Prisoner 'tucked up in bed' after stabbing - court

Dyfed-Powys Police Police custody shot of a man with a short beard, wearing a grey jumper. Dyfed-Powys Police
Kyle Bevan was serving a life sentence for the murder of two-year-old Lola James when he was killed at HMP Wakefield

Three prisoners accused of murdering a child killer and leaving him "tidily tucked up in bed" have refused to give evidence about what happened in the cell he died in, a court heard.

Inmates Mark Fellows, 45, Lee Newell, 57, and David Taylor, 64, allegedly attacked Kyle Bevan, who was serving a life sentence for murdering his stepdaughter, at HMP Wakefield in November last year in an onslaught that lasted less than five minutes.

Leeds Crown Court heard all three defendants had a hostility to people who had committed offences against children but that vulnerable prisoners were not separated from other inmates at the high-security jail.

All three deny murder and the trial continues.

The court heard that the three men entered Bevan's "tiny cell" in a "carefully co-ordinated venture" and in four minutes and 30 seconds he was stabbed 25 times.

Bevan was put into his bed after the attack and was not discovered until the following morning when it was found he had bled to death but "looking like, for all intents and purposes, as if he was asleep", said prosecutor Jason Pitter KC.

Giving his closing speech to jurors earlier, Pitter also said: "None of them has taken the opportunity to explain to you, to the court, to the police at any stage, what happened.
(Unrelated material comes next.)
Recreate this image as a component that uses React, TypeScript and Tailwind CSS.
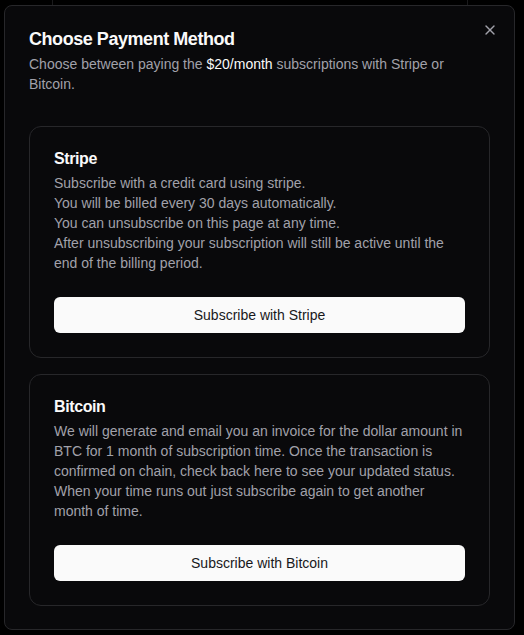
import React from "react";

function CloseIcon() {
  return (
    <svg width="16" height="16" viewBox="0 0 24 24" fill="none" stroke="currentColor" strokeWidth="2" strokeLinecap="round" strokeLinejoin="round">
      <path d="M18 6 6 18" />
      <path d="m6 6 12 12" />
    </svg>
  );
}

function Card({ title, lines, button }: { title: string; lines: string[]; button: string }) {
  return (
    <div className="rounded-xl border border-[#27272a] bg-[#09090b] p-6">
      <h3 className="text-base font-semibold leading-none tracking-tight text-[#fafafa]">{title}</h3>
      <div className="mt-1.5 text-sm leading-5 text-[#a1a1aa]">
        {lines.map((l, i) => (
          <p key={i}>{l}</p>
        ))}
      </div>
      <button className="mt-6 flex h-9 w-full items-center justify-center rounded-md bg-[#fafafa] text-sm text-[#18181b]">
        {button}
      </button>
    </div>
  );
}

export default function App() {
  return (
    <div className="h-[635px] w-[524px] overflow-hidden bg-black font-['Liberation_Sans',Arial,sans-serif]">
      <div className="ml-[52px] h-[5px] w-[416px] border-x border-[#1a1a1c]" />
      <div className="relative ml-[4px] h-[625px] w-[511px] rounded-lg border border-[#27272a] bg-[#09090b] p-6">
        <button className="absolute right-4 top-4 text-[#a1a1aa]">
          <CloseIcon />
        </button>
        <h2 className="text-lg font-semibold leading-none tracking-tight text-[#fafafa]">Choose Payment Method</h2>
        <p className="mt-1.5 text-sm leading-5 text-[#a1a1aa]">
          Choose between paying the <span className="text-[#fafafa]">$20/month</span> subscriptions with Stripe or Bitcoin.
        </p>
        <div className="mt-8 flex flex-col gap-4">
          <Card
            title="Stripe"
            lines={[
              "Subscribe with a credit card using stripe.",
              "You will be billed every 30 days automatically.",
              "You can unsubscribe on this page at any time.",
              "After unsubscribing your subscription will still be active until the end of the billing period.",
            ]}
            button="Subscribe with Stripe"
          />
          <Card
            title="Bitcoin"
            lines={[
              "We will generate and email you an invoice for the dollar amount in BTC for 1 month of subscription time. Once the transaction is confirmed on chain, check back here to see your updated status. When your time runs out just subscribe again to get another month of time.",
            ]}
            button="Subscribe with Bitcoin"
          />
        </div>
      </div>
    </div>
  );
}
We say, that's because they can't."

The jury was told that when Taylor was transferred out of Wakefield, he was heard shouting in the vicinity of Newell: "Nice working with you and the Iceman" – a nickname for Fellows.

He told the court those words showed Taylor "could not have been more proud of the work they had done together".
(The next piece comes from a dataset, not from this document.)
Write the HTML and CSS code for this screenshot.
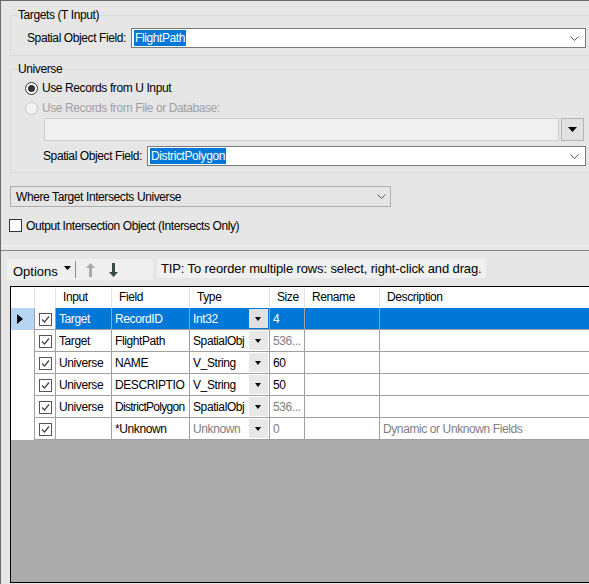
FILE: index.html
```html
<!DOCTYPE html>
<html lang="en">
<head>
    <meta charset="UTF-8">
    <title>Spatial Match</title>
    <link rel="stylesheet" href="styles.css">
</head>
<body>

<div class="app">
    <!-- Configuration panel -->
    <div class="top">
        <fieldset class="group targets">
            <legend>Targets (T Input)</legend>
            <div class="field-row">
                <label>Spatial Object Field:</label>
                <div class="combo">
                    <span class="sel">FlightPath</span>
                    <svg class="chev" width="9" height="5" viewBox="0 0 9 5"><path d="M0.5 0.5 L4.5 4.5 L8.5 0.5" fill="none" stroke="#555" stroke-width="1"/></svg>
                </div>
            </div>
        </fieldset>

        <fieldset class="group universe">
            <legend>Universe</legend>
            <div class="radio-row"><span class="radio on"></span>Use Records from U Input</div>
            <div class="radio-row disabled"><span class="radio"></span>Use Records from File or Database:</div>
            <div class="file-row">
                <div class="file-box"></div>
                <div class="file-btn"><svg width="9" height="5" viewBox="0 0 9 5"><path d="M0 0 H9 L4.5 5 Z" fill="#000"/></svg></div>
            </div>
            <div class="field-row indent">
                <label>Spatial Object Field:</label>
                <div class="combo">
                    <span class="sel">DistrictPolygon</span>
                    <svg class="chev" width="9" height="5" viewBox="0 0 9 5"><path d="M0.5 0.5 L4.5 4.5 L8.5 0.5" fill="none" stroke="#555" stroke-width="1"/></svg>
                </div>
            </div>
        </fieldset>

        <div class="select-box">
            <span>Where Target Intersects Universe</span>
            <svg class="chev" width="9" height="5" viewBox="0 0 9 5"><path d="M0.5 0.5 L4.5 4.5 L8.5 0.5" fill="none" stroke="#555" stroke-width="1"/></svg>
        </div>

        <div class="check-row"><span class="check"></span>Output Intersection Object (Intersects Only)</div>
    </div>

    <!-- Field list -->
    <div class="bottom">
        <div class="toolbar">
            <div class="tools">
                <span class="options">Options</span>
                <svg class="opt-arrow" width="7" height="4" viewBox="0 0 7 4"><path d="M0 0 H7 L3.5 4 Z" fill="#000"/></svg>
                <span class="tool-sep"></span>
                <svg class="arrow" width="9" height="14" viewBox="0 0 9 14"><path d="M4.5 0 L9 5 H6 V14 H3 V5 H0 Z" fill="#a9a9a9"/></svg>
                <svg class="arrow" width="9" height="14" viewBox="0 0 9 14"><path d="M4.5 14 L9 9 H6 V0 H3 V9 H0 Z" fill="#3d4a42"/></svg>
            </div>
            <div class="tip">TIP: To reorder multiple rows: select, right-click and drag.</div>
        </div>

        <div class="grid">
            <table>
                <thead>
                    <tr>
                        <th class="rh"></th>
                        <th class="ck"></th>
                        <th class="c-input">Input</th>
                        <th class="c-field">Field</th>
                        <th class="c-type">Type</th>
                        <th class="c-size">Size</th>
                        <th class="c-rename">Rename</th>
                        <th class="c-desc">Description</th>
                    </tr>
                </thead>
                <tbody>
                    <tr class="selected">
                        <td class="rh"><svg width="6" height="10" viewBox="0 0 6 10"><path d="M0 0 L6 5 L0 10 Z" fill="#000"/></svg></td>
                        <td class="ck"><span class="cb"></span></td>
                        <td>Target</td>
                        <td>RecordID</td>
                        <td class="type"><span>Int32</span><span class="dd"></span></td>
                        <td>4</td>
                        <td></td>
                        <td></td>
                    </tr>
                    <tr>
                        <td class="rh"></td>
                        <td class="ck"><span class="cb"></span></td>
                        <td>Target</td>
                        <td>FlightPath</td>
                        <td class="type"><span>SpatialObj</span><span class="dd"></span></td>
                        <td class="dim">536...</td>
                        <td></td>
                        <td></td>
                    </tr>
                    <tr>
                        <td class="rh"></td>
                        <td class="ck"><span class="cb"></span></td>
                        <td>Universe</td>
                        <td>NAME</td>
                        <td class="type"><span>V_String</span><span class="dd"></span></td>
                        <td>60</td>
                        <td></td>
                        <td></td>
                    </tr>
                    <tr>
                        <td class="rh"></td>
                        <td class="ck"><span class="cb"></span></td>
                        <td>Universe</td>
                        <td>DESCRIPTIO</td>
                        <td class="type"><span>V_String</span><span class="dd"></span></td>
                        <td>50</td>
                        <td></td>
                        <td></td>
                    </tr>
                    <tr>
                        <td class="rh"></td>
                        <td class="ck"><span class="cb"></span></td>
                        <td>Universe</td>
                        <td class="tight">DistrictPolygon</td>
                        <td class="type"><span>SpatialObj</span><span class="dd"></span></td>
                        <td class="dim">536...</td>
                        <td></td>
                        <td></td>
                    </tr>
                    <tr>
                        <td class="rh"></td>
                        <td class="ck"><span class="cb"></span></td>
                        <td></td>
                        <td>*Unknown</td>
                        <td class="type dim"><span>Unknown</span><span class="dd"></span></td>
                        <td class="dim">0</td>
                        <td></td>
                        <td class="dim">Dynamic or Unknown Fields</td>
                    </tr>
                </tbody>
            </table>
        </div>
    </div>
</div>

</body>
</html>
```

FILE: styles.css
```css
body {
    margin: 0;
    font-family: "Liberation Sans", Arial, sans-serif;
    font-size: 12px;
    letter-spacing: -0.4px;
    color: #000;
    background: #e6e6e6;
}
.app {
    width: 589px;
    height: 584px;
    box-sizing: border-box;
    border-left: 1px solid #6b6b6b;
    border-top: 1px solid #6b6b6b;
    display: flex;
    flex-direction: column;
    overflow: hidden;
    background: #e6e6e6;
}

/* top panel */
.top {
    height: 245px;
    flex: none;
    box-sizing: border-box;
    padding-left: 9px;
    border-bottom: 1px solid #f2f2f2;
    white-space: nowrap;
}
.group {
    margin: 6px 0 0 0;
    padding: 0 3px 6px 6px;
    border: 1px solid #d9d9d9;
    border-right: none;
    min-width: 0;
}
.group.targets {
    margin-top: 7px;
    padding-bottom: 7px;
}
.group legend {
    padding: 0 1px;
    line-height: 14px;
}
.field-row {
    display: flex;
    align-items: center;
    margin: 6px 0 0 10px;
}
.field-row.indent {
    margin: 5px 0 0 26px;
}
.field-row label {
    width: 104px;
    flex: none;
}
.combo {
    flex: 1;
    height: 20px;
    box-sizing: border-box;
    border: 1px solid #7a7a7a;
    background: #fff;
    display: flex;
    align-items: center;
    padding-left: 2px;
}
.sel {
    background: #0078d7;
    color: #fff;
    padding: 1px 1px;
    line-height: 14px;
}
.chev {
    margin-left: auto;
    margin-right: 6px;
}

.radio-row {
    display: flex;
    align-items: center;
    height: 20px;
    margin-left: 8px;
    gap: 4px;
}
.radio-row:first-of-type {
    margin-top: 2px;
}
.radio {
    width: 13px;
    height: 13px;
    box-sizing: border-box;
    border: 1px solid #333;
    border-radius: 50%;
    background: #fff;
    display: flex;
    align-items: center;
    justify-content: center;
}
.radio.on::after {
    content: "";
    width: 7px;
    height: 7px;
    border-radius: 50%;
    background: #333;
}
.radio-row.disabled {
    color: #a0a0a0;
}
.radio-row.disabled .radio {
    border-color: #c6c6c6;
    background: #f4f4f4;
}
.file-row {
    display: flex;
    height: 23px;
    margin: 0 2px 0 27px;
    gap: 2px;
}
.file-box {
    flex: 1;
    border: 1px solid #cccccc;
    background: #f0f0f0;
}
.file-btn {
    width: 23px;
    box-sizing: border-box;
    border: 1px solid #b4b4b4;
    background: #e1e1e1;
    display: flex;
    align-items: center;
    justify-content: center;
}

.select-box {
    margin-top: 13px;
    width: 381px;
    height: 21px;
    box-sizing: border-box;
    border: 1px solid #adadad;
    background: #e5e5e5;
    display: flex;
    align-items: center;
    padding-left: 5px;
}
.select-box .chev {
    margin-right: 4px;
}
.check-row {
    display: flex;
    align-items: center;
    margin: 12px 0 0 -1px;
    gap: 4px;
    height: 13px;
}
.check {
    width: 13px;
    height: 13px;
    box-sizing: border-box;
    border: 1px solid #333;
    background: #fff;
}

/* bottom panel */
.bottom {
    flex: 1;
    margin-top: 4px;
    border-top: 1px solid #858585;
    display: flex;
    flex-direction: column;
    padding-left: 6px;
    min-height: 0;
}
.toolbar {
    display: flex;
    align-items: flex-start;
    gap: 4px;
    margin-top: 8px;
    height: 22px;
    flex: none;
    letter-spacing: 0;
}
.tools {
    width: 146px;
    height: 21px;
    box-sizing: border-box;
    background: #efefef;
    display: flex;
    align-items: center;
    padding-left: 6px;
}
.options {
    font-size: 13px;
    margin-top: 4px;
}
.opt-arrow {
    margin: 0 0 4px 6px;
}
.tool-sep {
    width: 1px;
    height: 17px;
    background: #8a8a8a;
    margin: 0 10px 0 4px;
}
.arrow {
    margin-right: 14px;
}
.tip {
    height: 19px;
    line-height: 19px;
    padding: 0 4px;
    background: #f0f0f0;
    font-size: 13px;
    letter-spacing: -0.12px;
}

.grid {
    flex: 1;
    margin: 5px 0 1px 3px;
    border: 1px solid #000;
    border-right: none;
    background: #ababab;
    overflow: hidden;
}
.grid table {
    border-collapse: collapse;
    table-layout: fixed;
    width: 600px;
}
.grid th {
    background: #fff;
    font-weight: normal;
    text-align: left;
    height: 20px;
    padding: 0 0 0 7px;
    border-right: 1px solid #e3e3e3;
    border-bottom: 1px solid #fff;
}
.grid td {
    height: 21px;
    padding: 0 0 0 3px;
    background: #fff;
    border-right: 1px solid #a0a0a0;
    border-bottom: 1px solid #a0a0a0;
    white-space: nowrap;
    overflow: hidden;
}
.grid td.tight {
    letter-spacing: -0.7px;
}
.grid .rh { width: 23px; padding: 0; }
.grid .ck { width: 20px; padding: 0; text-align: center; }
.grid .c-input { width: 48px; }
.grid .c-field { width: 70px; }
.grid .c-type { width: 72px; }
.grid .c-size { width: 27px; }
.grid .c-rename { width: 67px; }
.grid td.rh {
    border-bottom: none;
    padding-left: 6px;
}
.grid td.rh svg {
    display: block;
}
.cb {
    display: inline-block;
    width: 13px;
    height: 13px;
    box-sizing: border-box;
    border: 1px solid #555;
    background: #fff url("data:image/svg+xml,%3Csvg xmlns='http://www.w3.org/2000/svg' width='11' height='11'%3E%3Cpath d='M2 5.5 L4.5 8 L9 2.5' fill='none' stroke='%23444' stroke-width='1.2'/%3E%3C/svg%3E") center no-repeat;
    vertical-align: middle;
}
.type {
    position: relative;
}
.dd {
    position: absolute;
    right: 1px;
    top: 1px;
    bottom: 1px;
    width: 19px;
    background: #e8e8e8;
}
.dd::after {
    content: "";
    position: absolute;
    left: 6px;
    top: 8px;
    border-left: 3.5px solid transparent;
    border-right: 3.5px solid transparent;
    border-top: 4px solid #000;
}
.dim {
    color: #808080;
}
tr.selected td {
    background: #0078d7;
    color: #fff;
}
tr.selected td.rh {
    background: #b5d5f2;
}
tr.selected td.ck {
    background: #fff;
}
tr.selected .dd {
    background: #e1e1e1;
}
```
Fellows had previously committed two murders while Taylor had previously "committed serious offences in which he expressed a dislike of paedophiles".

'Carefully co-ordinated venture'

Pitter said Newell, who is serving a whole life order, had previously strangled a man who murdered a child and left him in his bed, telling jurors there was "a chilling similarity to that and the circumstances of Kyle Bevan's death".
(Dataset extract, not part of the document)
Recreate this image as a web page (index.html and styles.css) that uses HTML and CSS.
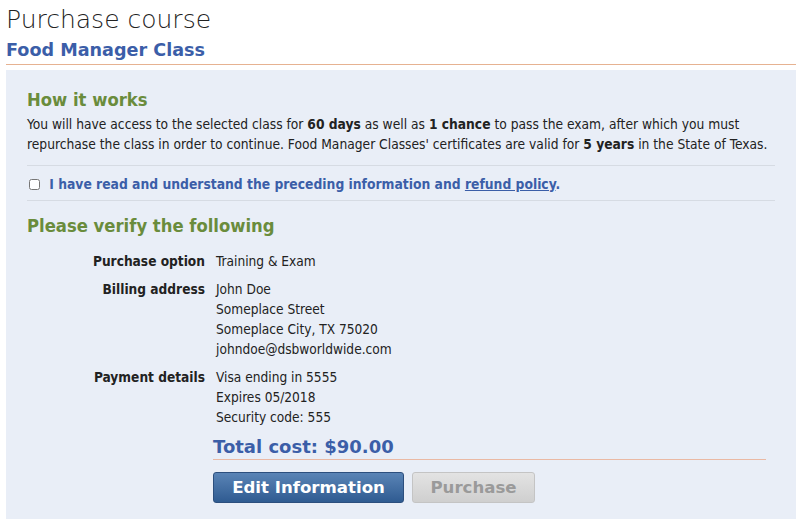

Joe Stone KC, defending Newell, told jurors that there was no CCTV in the cell, and said: "The reality is, you don't know 100% what went on in that cell, during that five minutes.

"It's a tricky task for a jury to assess the evidence for these three men when that evidential black hole is staring you in the face.

"Who was the stabber? Were there stabbers in the plural? Was there someone who was merely in there and did nothing?" he added.

Stone also said there was "not a scintilla of evidence" of Newell being armed, or any "blood evidence" linking him to the attack.

The prosecutor said all inmates at HMP Wakefield "had done very unattractive things, offences of the most terrible kind".

"But you must not simply adopt the approach of 'they are murderers therefore they are guilty' or, for Mr Bevan, 'he's killed a child therefore he deserved it," Pitter added.

In 2023, Bevan was given a life sentence with a minimum term of 28 years for the murder of two-year-old Lola James in Aberystwyth, Wales, in 2020.